* _Goal_
Leave out the pictures; transcribe all else exactly.

* _Material provided_
begin
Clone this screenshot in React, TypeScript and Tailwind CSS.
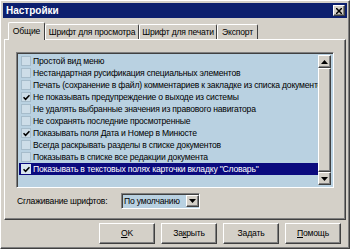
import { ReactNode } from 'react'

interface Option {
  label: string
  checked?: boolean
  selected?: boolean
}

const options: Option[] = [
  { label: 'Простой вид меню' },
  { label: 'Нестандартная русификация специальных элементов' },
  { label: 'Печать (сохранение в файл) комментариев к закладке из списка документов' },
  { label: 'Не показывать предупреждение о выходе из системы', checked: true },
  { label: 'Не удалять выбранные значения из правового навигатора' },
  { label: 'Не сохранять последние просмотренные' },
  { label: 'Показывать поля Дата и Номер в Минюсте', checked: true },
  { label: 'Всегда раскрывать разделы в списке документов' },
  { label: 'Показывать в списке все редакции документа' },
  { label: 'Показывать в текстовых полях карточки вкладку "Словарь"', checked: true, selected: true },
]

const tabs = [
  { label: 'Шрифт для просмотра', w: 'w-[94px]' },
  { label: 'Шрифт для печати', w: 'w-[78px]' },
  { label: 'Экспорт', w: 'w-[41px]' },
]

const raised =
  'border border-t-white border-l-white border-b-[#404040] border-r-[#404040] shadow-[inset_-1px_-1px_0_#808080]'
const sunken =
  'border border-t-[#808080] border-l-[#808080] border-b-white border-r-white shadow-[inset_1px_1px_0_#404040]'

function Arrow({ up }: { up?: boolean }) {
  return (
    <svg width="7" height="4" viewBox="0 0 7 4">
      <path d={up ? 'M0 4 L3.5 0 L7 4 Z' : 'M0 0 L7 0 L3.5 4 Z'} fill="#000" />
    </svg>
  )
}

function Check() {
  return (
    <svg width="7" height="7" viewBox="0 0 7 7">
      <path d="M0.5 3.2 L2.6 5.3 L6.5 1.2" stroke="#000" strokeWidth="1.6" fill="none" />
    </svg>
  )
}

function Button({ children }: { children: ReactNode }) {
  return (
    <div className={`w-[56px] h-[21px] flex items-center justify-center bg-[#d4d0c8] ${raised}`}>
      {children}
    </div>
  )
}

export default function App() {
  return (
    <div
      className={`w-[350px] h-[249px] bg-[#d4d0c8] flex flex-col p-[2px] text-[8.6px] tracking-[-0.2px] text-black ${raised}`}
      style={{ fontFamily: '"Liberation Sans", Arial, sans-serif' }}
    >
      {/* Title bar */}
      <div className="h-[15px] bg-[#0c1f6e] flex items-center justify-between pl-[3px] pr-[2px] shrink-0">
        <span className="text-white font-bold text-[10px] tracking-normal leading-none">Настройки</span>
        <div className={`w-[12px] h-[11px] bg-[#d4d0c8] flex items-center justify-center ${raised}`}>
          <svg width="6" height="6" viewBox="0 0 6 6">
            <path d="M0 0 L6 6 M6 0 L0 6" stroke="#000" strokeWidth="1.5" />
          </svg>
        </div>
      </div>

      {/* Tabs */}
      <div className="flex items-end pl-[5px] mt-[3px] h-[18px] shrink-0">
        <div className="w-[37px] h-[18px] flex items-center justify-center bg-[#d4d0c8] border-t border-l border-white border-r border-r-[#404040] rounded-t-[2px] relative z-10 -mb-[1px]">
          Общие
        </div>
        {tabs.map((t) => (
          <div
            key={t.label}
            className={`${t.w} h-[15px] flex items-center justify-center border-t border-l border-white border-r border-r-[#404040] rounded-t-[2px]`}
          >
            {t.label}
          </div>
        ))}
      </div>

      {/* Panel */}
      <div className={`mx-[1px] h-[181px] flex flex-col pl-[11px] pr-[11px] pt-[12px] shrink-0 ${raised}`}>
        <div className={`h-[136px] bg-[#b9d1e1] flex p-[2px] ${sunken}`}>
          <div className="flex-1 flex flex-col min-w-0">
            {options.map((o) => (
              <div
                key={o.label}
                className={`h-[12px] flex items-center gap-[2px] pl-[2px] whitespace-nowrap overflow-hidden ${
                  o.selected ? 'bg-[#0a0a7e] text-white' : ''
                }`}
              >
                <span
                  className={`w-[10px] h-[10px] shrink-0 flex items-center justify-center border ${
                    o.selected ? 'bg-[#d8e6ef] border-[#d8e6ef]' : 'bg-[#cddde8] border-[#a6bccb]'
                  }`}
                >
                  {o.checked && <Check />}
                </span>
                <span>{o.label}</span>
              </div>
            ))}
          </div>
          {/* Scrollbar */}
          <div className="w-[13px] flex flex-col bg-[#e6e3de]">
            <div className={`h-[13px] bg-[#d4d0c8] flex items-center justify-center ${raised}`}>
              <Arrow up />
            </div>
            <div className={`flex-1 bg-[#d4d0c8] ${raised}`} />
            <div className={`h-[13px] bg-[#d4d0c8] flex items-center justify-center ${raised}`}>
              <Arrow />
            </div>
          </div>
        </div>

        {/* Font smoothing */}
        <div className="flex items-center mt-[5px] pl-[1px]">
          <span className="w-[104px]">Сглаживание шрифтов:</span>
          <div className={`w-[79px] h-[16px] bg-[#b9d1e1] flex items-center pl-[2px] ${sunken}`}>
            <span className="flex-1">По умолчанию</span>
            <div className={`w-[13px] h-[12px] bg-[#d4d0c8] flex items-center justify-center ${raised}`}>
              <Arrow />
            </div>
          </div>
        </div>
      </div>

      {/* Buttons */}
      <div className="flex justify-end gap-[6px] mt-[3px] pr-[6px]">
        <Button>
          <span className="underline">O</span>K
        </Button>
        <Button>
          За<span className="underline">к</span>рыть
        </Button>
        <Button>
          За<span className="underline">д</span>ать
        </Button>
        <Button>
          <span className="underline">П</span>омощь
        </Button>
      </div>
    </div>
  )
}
end
* _Task solution_
Clone this screenshot in React, TypeScript and Tailwind CSS.
import { ReactNode } from 'react'

interface Option {
  label: string
  checked?: boolean
  selected?: boolean
}

const options: Option[] = [
  { label: 'Простой вид меню' },
  { label: 'Нестандартная русификация специальных элементов' },
  { label: 'Печать (сохранение в файл) комментариев к закладке из списка документов' },
  { label: 'Не показывать предупреждение о выходе из системы', checked: true },
  { label: 'Не удалять выбранные значения из правового навигатора' },
  { label: 'Не сохранять последние просмотренные' },
  { label: 'Показывать поля Дата и Номер в Минюсте', checked: true },
  { label: 'Всегда раскрывать разделы в списке документов' },
  { label: 'Показывать в списке все редакции документа' },
  { label: 'Показывать в текстовых полях карточки вкладку "Словарь"', checked: true, selected: true },
]

const tabs = [
  { label: 'Шрифт для просмотра', w: 'w-[94px]' },
  { label: 'Шрифт для печати', w: 'w-[78px]' },
  { label: 'Экспорт', w: 'w-[41px]' },
]

const raised =
  'border border-t-white border-l-white border-b-[#404040] border-r-[#404040] shadow-[inset_-1px_-1px_0_#808080]'
const sunken =
  'border border-t-[#808080] border-l-[#808080] border-b-white border-r-white shadow-[inset_1px_1px_0_#404040]'

function Arrow({ up }: { up?: boolean }) {
  return (
    <svg width="7" height="4" viewBox="0 0 7 4">
      <path d={up ? 'M0 4 L3.5 0 L7 4 Z' : 'M0 0 L7 0 L3.5 4 Z'} fill="#000" />
    </svg>
  )
}

function Check() {
  return (
    <svg width="7" height="7" viewBox="0 0 7 7">
      <path d="M0.5 3.2 L2.6 5.3 L6.5 1.2" stroke="#000" strokeWidth="1.6" fill="none" />
    </svg>
  )
}

function Button({ children }: { children: ReactNode }) {
  return (
    <div className={`w-[56px] h-[21px] flex items-center justify-center bg-[#d4d0c8] ${raised}`}>
      {children}
    </div>
  )
}

export default function App() {
  return (
    <div
      className={`w-[350px] h-[249px] bg-[#d4d0c8] flex flex-col p-[2px] text-[8.6px] tracking-[-0.2px] text-black ${raised}`}
      style={{ fontFamily: '"Liberation Sans", Arial, sans-serif' }}
    >
      {/* Title bar */}
      <div className="h-[15px] bg-[#0c1f6e] flex items-center justify-between pl-[3px] pr-[2px] shrink-0">
        <span className="text-white font-bold text-[10px] tracking-normal leading-none">Настройки</span>
        <div className={`w-[12px] h-[11px] bg-[#d4d0c8] flex items-center justify-center ${raised}`}>
          <svg width="6" height="6" viewBox="0 0 6 6">
            <path d="M0 0 L6 6 M6 0 L0 6" stroke="#000" strokeWidth="1.5" />
          </svg>
        </div>
      </div>

      {/* Tabs */}
      <div className="flex items-end pl-[5px] mt-[3px] h-[18px] shrink-0">
        <div className="w-[37px] h-[18px] flex items-center justify-center bg-[#d4d0c8] border-t border-l border-white border-r border-r-[#404040] rounded-t-[2px] relative z-10 -mb-[1px]">
          Общие
        </div>
        {tabs.map((t) => (
          <div
            key={t.label}
            className={`${t.w} h-[15px] flex items-center justify-center border-t border-l border-white border-r border-r-[#404040] rounded-t-[2px]`}
          >
            {t.label}
          </div>
        ))}
      </div>

      {/* Panel */}
      <div className={`mx-[1px] h-[181px] flex flex-col pl-[11px] pr-[11px] pt-[12px] shrink-0 ${raised}`}>
        <div className={`h-[136px] bg-[#b9d1e1] flex p-[2px] ${sunken}`}>
          <div className="flex-1 flex flex-col min-w-0">
            {options.map((o) => (
              <div
                key={o.label}
                className={`h-[12px] flex items-center gap-[2px] pl-[2px] whitespace-nowrap overflow-hidden ${
                  o.selected ? 'bg-[#0a0a7e] text-white' : ''
                }`}
              >
                <span
                  className={`w-[10px] h-[10px] shrink-0 flex items-center justify-center border ${
                    o.selected ? 'bg-[#d8e6ef] border-[#d8e6ef]' : 'bg-[#cddde8] border-[#a6bccb]'
                  }`}
                >
                  {o.checked && <Check />}
                </span>
                <span>{o.label}</span>
              </div>
            ))}
          </div>
          {/* Scrollbar */}
          <div className="w-[13px] flex flex-col bg-[#e6e3de]">
            <div className={`h-[13px] bg-[#d4d0c8] flex items-center justify-center ${raised}`}>
              <Arrow up />
            </div>
            <div className={`flex-1 bg-[#d4d0c8] ${raised}`} />
            <div className={`h-[13px] bg-[#d4d0c8] flex items-center justify-center ${raised}`}>
              <Arrow />
            </div>
          </div>
        </div>

        {/* Font smoothing */}
        <div className="flex items-center mt-[5px] pl-[1px]">
          <span className="w-[104px]">Сглаживание шрифтов:</span>
          <div className={`w-[79px] h-[16px] bg-[#b9d1e1] flex items-center pl-[2px] ${sunken}`}>
            <span className="flex-1">По умолчанию</span>
            <div className={`w-[13px] h-[12px] bg-[#d4d0c8] flex items-center justify-center ${raised}`}>
              <Arrow />
            </div>
          </div>
        </div>
      </div>

      {/* Buttons */}
      <div className="flex justify-end gap-[6px] mt-[3px] pr-[6px]">
        <Button>
          <span className="underline">O</span>K
        </Button>
        <Button>
          За<span className="underline">к</span>рыть
        </Button>
        <Button>
          За<span className="underline">д</span>ать
        </Button>
        <Button>
          <span className="underline">П</span>омощь
        </Button>
      </div>
    </div>
  )
}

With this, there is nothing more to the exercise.